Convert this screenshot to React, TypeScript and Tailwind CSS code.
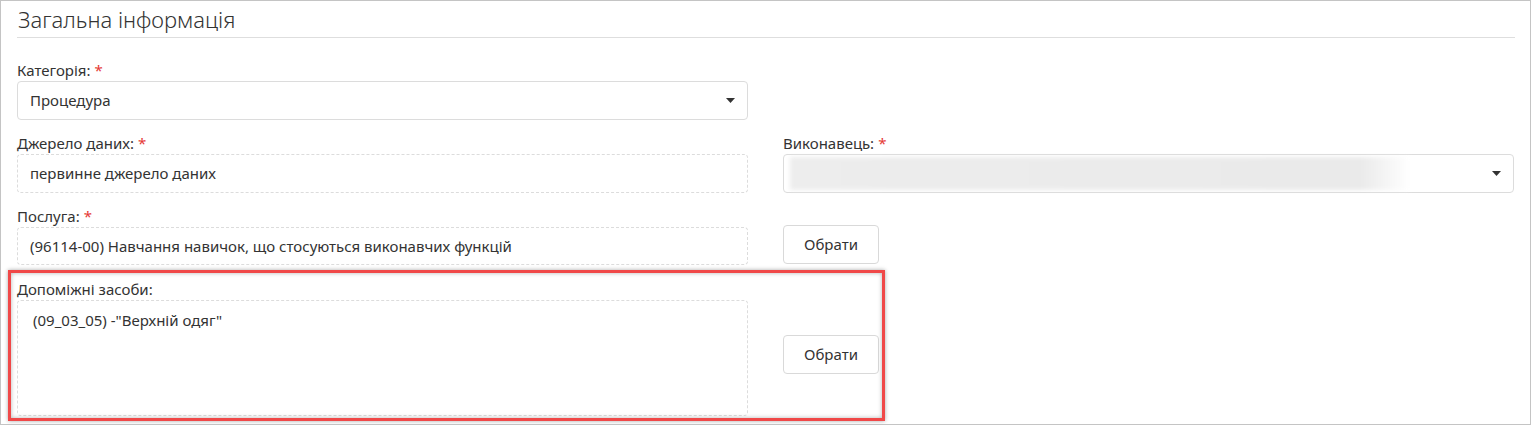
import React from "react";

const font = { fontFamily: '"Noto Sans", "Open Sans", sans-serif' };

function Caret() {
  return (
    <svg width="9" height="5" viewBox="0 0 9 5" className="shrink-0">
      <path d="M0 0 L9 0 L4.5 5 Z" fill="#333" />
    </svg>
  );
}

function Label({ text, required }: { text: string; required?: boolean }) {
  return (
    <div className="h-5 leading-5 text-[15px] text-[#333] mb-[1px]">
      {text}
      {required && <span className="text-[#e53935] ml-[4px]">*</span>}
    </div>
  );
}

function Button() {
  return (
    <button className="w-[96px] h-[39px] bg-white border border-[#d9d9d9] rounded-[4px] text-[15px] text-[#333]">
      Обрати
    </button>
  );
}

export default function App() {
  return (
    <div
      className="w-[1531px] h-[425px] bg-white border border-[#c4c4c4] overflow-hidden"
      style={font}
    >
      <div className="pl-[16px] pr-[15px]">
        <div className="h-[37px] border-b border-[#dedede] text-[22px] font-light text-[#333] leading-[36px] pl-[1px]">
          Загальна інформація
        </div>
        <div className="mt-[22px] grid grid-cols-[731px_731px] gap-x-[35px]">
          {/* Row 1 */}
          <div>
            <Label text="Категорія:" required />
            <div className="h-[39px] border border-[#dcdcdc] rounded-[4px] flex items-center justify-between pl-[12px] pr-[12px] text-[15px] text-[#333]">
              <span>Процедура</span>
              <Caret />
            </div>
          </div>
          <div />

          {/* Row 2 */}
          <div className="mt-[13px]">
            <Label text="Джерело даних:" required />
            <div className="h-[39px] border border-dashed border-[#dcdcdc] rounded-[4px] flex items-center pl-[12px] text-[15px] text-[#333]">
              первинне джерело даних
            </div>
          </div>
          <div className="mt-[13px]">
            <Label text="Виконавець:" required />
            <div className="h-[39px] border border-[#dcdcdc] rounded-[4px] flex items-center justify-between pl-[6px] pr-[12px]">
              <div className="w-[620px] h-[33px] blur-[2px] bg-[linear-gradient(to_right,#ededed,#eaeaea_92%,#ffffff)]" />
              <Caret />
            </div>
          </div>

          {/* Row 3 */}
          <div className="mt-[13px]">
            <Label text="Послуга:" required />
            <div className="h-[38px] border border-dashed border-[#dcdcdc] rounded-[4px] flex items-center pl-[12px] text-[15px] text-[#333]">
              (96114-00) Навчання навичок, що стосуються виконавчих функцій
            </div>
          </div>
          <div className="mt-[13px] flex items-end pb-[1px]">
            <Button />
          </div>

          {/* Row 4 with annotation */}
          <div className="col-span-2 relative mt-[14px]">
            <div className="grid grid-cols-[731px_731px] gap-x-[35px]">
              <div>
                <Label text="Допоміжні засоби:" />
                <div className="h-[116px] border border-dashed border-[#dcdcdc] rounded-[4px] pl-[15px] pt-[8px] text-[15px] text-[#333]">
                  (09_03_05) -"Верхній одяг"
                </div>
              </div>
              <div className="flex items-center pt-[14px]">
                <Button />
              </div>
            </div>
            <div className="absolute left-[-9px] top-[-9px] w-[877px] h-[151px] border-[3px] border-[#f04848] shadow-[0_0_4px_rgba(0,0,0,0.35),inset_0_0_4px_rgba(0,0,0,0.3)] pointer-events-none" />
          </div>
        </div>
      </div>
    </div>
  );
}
━━━━━━
#### [Given problem]
Repeat verbatim all the material, but not the pictures.

#### [Exercise output]
Convert this screenshot to React, TypeScript and Tailwind CSS code.
import React from "react";

const font = { fontFamily: '"Noto Sans", "Open Sans", sans-serif' };

function Caret() {
  return (
    <svg width="9" height="5" viewBox="0 0 9 5" className="shrink-0">
      <path d="M0 0 L9 0 L4.5 5 Z" fill="#333" />
    </svg>
  );
}

function Label({ text, required }: { text: string; required?: boolean }) {
  return (
    <div className="h-5 leading-5 text-[15px] text-[#333] mb-[1px]">
      {text}
      {required && <span className="text-[#e53935] ml-[4px]">*</span>}
    </div>
  );
}

function Button() {
  return (
    <button className="w-[96px] h-[39px] bg-white border border-[#d9d9d9] rounded-[4px] text-[15px] text-[#333]">
      Обрати
    </button>
  );
}

export default function App() {
  return (
    <div
      className="w-[1531px] h-[425px] bg-white border border-[#c4c4c4] overflow-hidden"
      style={font}
    >
      <div className="pl-[16px] pr-[15px]">
        <div className="h-[37px] border-b border-[#dedede] text-[22px] font-light text-[#333] leading-[36px] pl-[1px]">
          Загальна інформація
        </div>
        <div className="mt-[22px] grid grid-cols-[731px_731px] gap-x-[35px]">
          {/* Row 1 */}
          <div>
            <Label text="Категорія:" required />
            <div className="h-[39px] border border-[#dcdcdc] rounded-[4px] flex items-center justify-between pl-[12px] pr-[12px] text-[15px] text-[#333]">
              <span>Процедура</span>
              <Caret />
            </div>
          </div>
          <div />

          {/* Row 2 */}
          <div className="mt-[13px]">
            <Label text="Джерело даних:" required />
            <div className="h-[39px] border border-dashed border-[#dcdcdc] rounded-[4px] flex items-center pl-[12px] text-[15px] text-[#333]">
              первинне джерело даних
            </div>
          </div>
          <div className="mt-[13px]">
            <Label text="Виконавець:" required />
            <div className="h-[39px] border border-[#dcdcdc] rounded-[4px] flex items-center justify-between pl-[6px] pr-[12px]">
              <div className="w-[620px] h-[33px] blur-[2px] bg-[linear-gradient(to_right,#ededed,#eaeaea_92%,#ffffff)]" />
              <Caret />
            </div>
          </div>

          {/* Row 3 */}
          <div className="mt-[13px]">
            <Label text="Послуга:" required />
            <div className="h-[38px] border border-dashed border-[#dcdcdc] rounded-[4px] flex items-center pl-[12px] text-[15px] text-[#333]">
              (96114-00) Навчання навичок, що стосуються виконавчих функцій
            </div>
          </div>
          <div className="mt-[13px] flex items-end pb-[1px]">
            <Button />
          </div>

          {/* Row 4 with annotation */}
          <div className="col-span-2 relative mt-[14px]">
            <div className="grid grid-cols-[731px_731px] gap-x-[35px]">
              <div>
                <Label text="Допоміжні засоби:" />
                <div className="h-[116px] border border-dashed border-[#dcdcdc] rounded-[4px] pl-[15px] pt-[8px] text-[15px] text-[#333]">
                  (09_03_05) -"Верхній одяг"
                </div>
              </div>
              <div className="flex items-center pt-[14px]">
                <Button />
              </div>
            </div>
            <div className="absolute left-[-9px] top-[-9px] w-[877px] h-[151px] border-[3px] border-[#f04848] shadow-[0_0_4px_rgba(0,0,0,0.35),inset_0_0_4px_rgba(0,0,0,0.3)] pointer-events-none" />
          </div>
        </div>
      </div>
    </div>
  );
}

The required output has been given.